◆ Written problem:
Wherever the word "index" appears in the entries, copy the whole line.

◆ Listed entries:

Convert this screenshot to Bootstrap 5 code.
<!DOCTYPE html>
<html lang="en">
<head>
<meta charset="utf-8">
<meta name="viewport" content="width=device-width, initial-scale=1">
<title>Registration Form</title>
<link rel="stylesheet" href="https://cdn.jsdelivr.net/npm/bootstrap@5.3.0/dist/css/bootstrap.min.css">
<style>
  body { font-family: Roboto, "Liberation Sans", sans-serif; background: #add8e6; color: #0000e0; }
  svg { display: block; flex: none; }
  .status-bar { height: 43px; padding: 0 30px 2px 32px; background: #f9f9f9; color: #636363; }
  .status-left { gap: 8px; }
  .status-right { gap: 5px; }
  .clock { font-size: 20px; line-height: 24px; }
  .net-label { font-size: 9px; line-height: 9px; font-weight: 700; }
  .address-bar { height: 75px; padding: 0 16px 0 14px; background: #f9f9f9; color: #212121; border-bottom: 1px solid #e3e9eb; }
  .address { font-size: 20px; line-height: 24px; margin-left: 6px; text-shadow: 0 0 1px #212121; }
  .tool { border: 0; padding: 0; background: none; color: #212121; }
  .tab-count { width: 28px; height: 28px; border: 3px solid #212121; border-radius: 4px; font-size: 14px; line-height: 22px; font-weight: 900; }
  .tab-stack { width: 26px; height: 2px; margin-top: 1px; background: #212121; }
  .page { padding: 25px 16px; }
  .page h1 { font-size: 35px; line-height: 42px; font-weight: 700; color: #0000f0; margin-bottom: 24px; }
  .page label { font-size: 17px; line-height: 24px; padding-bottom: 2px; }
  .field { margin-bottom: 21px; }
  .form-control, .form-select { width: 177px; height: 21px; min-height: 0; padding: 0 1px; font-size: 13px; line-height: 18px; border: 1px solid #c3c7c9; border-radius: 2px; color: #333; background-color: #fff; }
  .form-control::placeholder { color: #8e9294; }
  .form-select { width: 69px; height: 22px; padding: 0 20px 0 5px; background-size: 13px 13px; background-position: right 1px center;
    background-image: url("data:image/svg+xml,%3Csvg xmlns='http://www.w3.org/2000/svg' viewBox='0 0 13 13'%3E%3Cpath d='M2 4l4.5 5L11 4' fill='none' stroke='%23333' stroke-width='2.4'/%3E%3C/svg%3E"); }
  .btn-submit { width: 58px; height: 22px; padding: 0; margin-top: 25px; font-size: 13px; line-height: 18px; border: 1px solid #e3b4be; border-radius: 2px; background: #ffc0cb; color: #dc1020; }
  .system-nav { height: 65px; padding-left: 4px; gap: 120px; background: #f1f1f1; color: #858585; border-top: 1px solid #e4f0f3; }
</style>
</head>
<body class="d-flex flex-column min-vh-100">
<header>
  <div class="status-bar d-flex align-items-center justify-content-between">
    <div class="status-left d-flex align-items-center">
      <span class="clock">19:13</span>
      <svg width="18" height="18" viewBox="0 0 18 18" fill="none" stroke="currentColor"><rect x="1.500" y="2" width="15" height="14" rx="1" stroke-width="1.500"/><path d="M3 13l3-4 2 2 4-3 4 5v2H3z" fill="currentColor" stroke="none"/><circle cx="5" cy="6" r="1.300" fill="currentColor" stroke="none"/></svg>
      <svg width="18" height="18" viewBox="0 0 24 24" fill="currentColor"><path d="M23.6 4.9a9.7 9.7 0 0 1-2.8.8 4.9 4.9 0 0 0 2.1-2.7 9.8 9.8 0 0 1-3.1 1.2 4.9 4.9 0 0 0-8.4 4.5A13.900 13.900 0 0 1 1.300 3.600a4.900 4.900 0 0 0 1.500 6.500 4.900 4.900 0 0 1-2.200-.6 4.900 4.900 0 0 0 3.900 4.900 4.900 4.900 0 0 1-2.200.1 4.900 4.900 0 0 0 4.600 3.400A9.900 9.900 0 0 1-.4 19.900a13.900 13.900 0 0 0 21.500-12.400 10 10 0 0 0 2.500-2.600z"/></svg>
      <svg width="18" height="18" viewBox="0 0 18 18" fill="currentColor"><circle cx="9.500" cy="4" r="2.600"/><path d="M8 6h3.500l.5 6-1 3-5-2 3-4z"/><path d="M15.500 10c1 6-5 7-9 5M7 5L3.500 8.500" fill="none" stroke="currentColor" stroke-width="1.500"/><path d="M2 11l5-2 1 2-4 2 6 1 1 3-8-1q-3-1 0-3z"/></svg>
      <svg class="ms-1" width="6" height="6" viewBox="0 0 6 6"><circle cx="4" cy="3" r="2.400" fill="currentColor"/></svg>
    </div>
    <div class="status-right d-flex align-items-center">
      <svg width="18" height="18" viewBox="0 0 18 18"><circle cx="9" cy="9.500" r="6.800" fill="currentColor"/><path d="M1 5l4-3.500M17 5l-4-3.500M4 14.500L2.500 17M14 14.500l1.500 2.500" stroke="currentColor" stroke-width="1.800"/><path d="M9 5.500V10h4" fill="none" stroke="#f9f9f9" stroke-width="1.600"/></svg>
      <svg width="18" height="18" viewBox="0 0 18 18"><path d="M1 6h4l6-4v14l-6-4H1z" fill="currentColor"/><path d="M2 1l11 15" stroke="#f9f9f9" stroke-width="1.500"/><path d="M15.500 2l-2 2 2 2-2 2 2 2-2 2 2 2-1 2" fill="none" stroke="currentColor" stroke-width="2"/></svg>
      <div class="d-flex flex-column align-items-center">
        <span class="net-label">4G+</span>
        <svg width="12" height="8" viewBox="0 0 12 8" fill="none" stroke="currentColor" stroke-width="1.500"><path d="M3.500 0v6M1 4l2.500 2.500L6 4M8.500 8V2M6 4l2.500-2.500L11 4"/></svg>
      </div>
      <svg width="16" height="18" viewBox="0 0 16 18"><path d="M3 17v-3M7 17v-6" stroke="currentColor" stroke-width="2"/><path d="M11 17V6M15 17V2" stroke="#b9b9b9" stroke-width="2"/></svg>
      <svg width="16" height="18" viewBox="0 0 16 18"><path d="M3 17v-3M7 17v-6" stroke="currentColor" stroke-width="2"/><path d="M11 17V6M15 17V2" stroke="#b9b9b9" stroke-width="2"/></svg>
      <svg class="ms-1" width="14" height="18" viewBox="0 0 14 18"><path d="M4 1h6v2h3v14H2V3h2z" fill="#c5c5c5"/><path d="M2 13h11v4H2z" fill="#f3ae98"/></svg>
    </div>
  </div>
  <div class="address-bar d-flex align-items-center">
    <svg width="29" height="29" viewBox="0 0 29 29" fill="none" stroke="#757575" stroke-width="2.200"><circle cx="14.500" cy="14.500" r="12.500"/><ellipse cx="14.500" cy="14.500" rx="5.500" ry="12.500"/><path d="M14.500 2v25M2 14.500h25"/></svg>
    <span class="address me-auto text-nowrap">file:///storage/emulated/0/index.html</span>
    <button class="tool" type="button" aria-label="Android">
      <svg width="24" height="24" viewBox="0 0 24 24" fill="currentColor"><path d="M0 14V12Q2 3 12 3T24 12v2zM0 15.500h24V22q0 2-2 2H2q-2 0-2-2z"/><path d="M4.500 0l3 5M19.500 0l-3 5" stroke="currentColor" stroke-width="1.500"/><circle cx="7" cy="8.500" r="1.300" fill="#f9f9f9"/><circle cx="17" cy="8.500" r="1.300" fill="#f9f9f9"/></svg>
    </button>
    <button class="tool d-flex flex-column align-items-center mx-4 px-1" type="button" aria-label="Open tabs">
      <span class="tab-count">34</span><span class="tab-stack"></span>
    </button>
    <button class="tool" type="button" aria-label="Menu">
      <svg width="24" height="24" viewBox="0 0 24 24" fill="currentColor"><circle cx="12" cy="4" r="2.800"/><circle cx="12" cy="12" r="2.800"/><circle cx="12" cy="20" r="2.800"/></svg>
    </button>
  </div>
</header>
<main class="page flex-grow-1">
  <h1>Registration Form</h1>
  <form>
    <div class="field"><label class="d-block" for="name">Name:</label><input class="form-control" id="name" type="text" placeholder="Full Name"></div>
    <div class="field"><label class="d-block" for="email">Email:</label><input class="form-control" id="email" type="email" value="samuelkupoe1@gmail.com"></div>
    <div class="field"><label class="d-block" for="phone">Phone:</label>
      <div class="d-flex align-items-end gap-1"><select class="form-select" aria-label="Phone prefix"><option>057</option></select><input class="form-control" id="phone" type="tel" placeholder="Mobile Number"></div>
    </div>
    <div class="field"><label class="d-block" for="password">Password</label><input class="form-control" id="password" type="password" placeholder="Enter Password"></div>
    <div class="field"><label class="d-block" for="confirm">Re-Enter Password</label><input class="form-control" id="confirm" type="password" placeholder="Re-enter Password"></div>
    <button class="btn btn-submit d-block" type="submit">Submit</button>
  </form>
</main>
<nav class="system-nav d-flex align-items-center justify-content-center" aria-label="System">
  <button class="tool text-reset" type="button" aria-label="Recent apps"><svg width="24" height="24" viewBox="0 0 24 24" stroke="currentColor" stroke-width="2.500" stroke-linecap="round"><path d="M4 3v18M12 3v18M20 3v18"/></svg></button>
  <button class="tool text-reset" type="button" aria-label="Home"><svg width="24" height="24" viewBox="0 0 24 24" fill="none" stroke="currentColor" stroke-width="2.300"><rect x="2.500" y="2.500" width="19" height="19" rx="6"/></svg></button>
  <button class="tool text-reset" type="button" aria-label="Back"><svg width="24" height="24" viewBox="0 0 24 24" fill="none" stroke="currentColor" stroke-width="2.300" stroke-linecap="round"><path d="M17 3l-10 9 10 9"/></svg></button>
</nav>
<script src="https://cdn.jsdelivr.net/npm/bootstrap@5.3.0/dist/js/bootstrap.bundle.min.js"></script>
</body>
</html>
* * *
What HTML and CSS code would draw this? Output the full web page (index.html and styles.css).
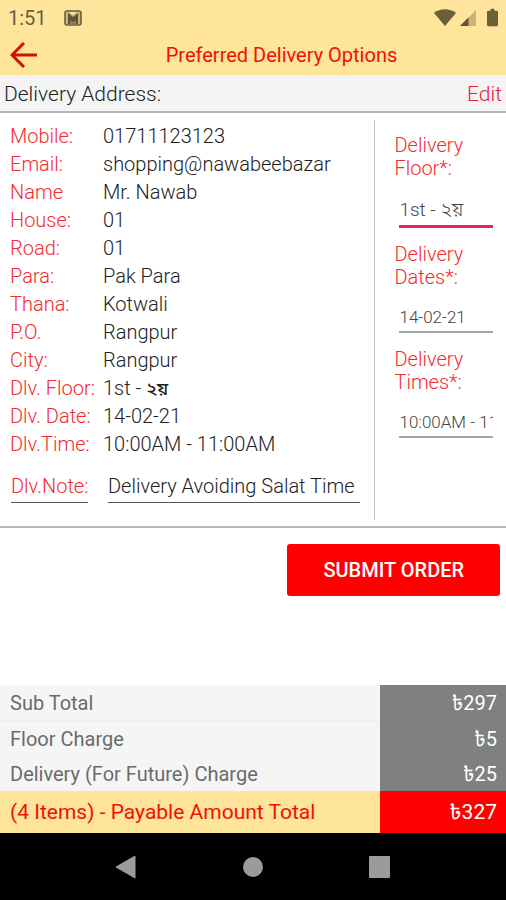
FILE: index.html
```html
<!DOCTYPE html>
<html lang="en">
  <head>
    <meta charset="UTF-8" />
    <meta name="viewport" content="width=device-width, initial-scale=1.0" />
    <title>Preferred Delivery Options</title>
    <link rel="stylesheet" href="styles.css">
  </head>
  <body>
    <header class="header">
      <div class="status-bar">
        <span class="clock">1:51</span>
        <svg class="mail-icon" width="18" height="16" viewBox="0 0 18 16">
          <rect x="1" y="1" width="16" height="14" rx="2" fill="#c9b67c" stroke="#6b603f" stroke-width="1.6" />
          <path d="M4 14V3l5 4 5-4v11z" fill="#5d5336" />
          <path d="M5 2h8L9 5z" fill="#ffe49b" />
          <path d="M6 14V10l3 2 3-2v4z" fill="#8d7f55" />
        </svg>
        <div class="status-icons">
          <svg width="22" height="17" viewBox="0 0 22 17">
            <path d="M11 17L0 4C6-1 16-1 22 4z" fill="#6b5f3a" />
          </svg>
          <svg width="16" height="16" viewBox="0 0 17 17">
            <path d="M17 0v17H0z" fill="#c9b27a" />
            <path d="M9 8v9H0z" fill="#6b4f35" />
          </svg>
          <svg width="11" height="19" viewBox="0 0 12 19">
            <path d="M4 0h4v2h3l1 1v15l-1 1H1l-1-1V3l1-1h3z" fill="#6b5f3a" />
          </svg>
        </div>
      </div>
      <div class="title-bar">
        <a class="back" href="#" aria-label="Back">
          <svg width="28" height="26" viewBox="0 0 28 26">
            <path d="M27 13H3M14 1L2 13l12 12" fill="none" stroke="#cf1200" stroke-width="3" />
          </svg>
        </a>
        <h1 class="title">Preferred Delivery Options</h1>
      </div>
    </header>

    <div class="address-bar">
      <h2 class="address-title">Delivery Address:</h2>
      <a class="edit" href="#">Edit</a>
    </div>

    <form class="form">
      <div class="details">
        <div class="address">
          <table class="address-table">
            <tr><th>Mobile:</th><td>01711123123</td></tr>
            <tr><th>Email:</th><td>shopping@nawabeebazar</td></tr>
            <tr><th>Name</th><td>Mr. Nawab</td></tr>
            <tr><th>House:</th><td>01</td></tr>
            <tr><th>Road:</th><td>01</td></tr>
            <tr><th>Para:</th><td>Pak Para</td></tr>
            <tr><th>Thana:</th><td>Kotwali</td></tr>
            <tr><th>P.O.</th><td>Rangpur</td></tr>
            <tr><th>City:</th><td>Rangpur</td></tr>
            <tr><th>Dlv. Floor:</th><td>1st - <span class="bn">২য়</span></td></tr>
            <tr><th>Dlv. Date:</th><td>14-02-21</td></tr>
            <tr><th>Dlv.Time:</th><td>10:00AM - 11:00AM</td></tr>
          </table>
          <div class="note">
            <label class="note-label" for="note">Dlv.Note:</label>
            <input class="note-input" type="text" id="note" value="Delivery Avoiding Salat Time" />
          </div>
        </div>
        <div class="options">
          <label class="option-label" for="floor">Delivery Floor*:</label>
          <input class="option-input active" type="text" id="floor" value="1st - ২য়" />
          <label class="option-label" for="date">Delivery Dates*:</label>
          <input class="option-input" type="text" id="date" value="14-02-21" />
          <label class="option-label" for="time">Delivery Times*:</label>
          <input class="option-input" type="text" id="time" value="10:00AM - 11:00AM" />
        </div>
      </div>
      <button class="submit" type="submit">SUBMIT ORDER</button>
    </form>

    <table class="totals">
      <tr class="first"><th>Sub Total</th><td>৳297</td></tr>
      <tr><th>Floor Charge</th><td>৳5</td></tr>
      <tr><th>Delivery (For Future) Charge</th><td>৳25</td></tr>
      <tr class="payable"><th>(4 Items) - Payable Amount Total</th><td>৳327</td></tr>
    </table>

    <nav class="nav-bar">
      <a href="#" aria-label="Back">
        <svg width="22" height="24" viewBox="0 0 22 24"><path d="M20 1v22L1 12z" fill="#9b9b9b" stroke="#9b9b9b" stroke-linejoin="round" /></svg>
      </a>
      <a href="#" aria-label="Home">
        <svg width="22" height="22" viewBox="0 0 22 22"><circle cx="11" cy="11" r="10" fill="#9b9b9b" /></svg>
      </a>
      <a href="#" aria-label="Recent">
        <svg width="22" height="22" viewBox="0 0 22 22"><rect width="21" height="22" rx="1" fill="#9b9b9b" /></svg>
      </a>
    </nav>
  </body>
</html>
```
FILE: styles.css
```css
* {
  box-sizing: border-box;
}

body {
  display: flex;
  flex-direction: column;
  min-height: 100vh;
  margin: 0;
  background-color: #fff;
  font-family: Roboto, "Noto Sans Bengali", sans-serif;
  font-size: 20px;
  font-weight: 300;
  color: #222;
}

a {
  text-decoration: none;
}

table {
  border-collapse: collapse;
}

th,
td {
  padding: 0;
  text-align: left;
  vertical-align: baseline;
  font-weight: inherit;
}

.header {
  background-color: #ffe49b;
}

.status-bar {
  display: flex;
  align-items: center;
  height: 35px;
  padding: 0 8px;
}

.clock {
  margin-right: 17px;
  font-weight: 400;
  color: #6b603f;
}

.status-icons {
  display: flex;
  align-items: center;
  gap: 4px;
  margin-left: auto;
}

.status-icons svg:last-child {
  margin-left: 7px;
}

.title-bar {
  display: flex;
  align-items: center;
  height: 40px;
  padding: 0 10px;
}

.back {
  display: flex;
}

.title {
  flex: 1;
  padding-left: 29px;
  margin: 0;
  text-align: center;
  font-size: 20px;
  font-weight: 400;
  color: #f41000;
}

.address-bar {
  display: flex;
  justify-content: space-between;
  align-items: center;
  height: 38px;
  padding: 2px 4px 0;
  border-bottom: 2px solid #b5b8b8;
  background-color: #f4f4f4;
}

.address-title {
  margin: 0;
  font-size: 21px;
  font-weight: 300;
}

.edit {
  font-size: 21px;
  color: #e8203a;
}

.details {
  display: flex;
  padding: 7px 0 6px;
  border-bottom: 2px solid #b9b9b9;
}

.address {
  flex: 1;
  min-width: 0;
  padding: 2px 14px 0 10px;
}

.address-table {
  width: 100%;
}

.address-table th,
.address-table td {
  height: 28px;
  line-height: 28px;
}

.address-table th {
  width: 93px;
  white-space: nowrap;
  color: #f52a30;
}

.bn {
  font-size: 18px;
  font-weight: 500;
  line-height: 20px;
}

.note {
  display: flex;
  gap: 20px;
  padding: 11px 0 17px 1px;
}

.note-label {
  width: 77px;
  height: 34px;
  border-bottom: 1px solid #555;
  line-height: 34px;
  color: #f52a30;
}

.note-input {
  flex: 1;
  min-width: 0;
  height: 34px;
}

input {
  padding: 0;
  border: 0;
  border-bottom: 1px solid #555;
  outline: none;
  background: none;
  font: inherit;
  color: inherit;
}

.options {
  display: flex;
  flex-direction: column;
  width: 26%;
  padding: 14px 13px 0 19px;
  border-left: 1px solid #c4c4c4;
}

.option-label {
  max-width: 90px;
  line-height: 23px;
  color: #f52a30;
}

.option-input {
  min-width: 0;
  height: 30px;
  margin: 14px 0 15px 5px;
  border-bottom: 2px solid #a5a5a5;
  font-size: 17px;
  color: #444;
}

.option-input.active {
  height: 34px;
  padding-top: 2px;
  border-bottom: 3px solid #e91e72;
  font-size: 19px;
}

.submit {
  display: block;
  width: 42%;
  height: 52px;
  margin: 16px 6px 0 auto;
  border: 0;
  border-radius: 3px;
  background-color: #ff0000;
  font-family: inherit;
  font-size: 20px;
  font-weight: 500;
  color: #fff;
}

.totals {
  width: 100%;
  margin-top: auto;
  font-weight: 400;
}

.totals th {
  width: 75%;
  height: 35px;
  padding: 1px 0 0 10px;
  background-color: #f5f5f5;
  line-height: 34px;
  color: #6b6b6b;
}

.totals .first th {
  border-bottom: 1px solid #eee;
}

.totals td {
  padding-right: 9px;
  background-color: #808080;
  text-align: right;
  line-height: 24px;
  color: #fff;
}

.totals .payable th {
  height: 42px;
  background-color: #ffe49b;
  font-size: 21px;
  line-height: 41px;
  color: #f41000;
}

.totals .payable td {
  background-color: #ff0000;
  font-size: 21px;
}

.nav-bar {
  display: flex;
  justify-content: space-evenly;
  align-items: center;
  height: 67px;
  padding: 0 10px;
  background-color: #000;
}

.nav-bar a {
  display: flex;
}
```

◆ Solution to this task:
    <span class="address me-auto text-nowrap">file:///storage/emulated/0/index.html</span>
What HTML and CSS code would draw this? Output the full web page (index.html and styles.css).
FILE: index.html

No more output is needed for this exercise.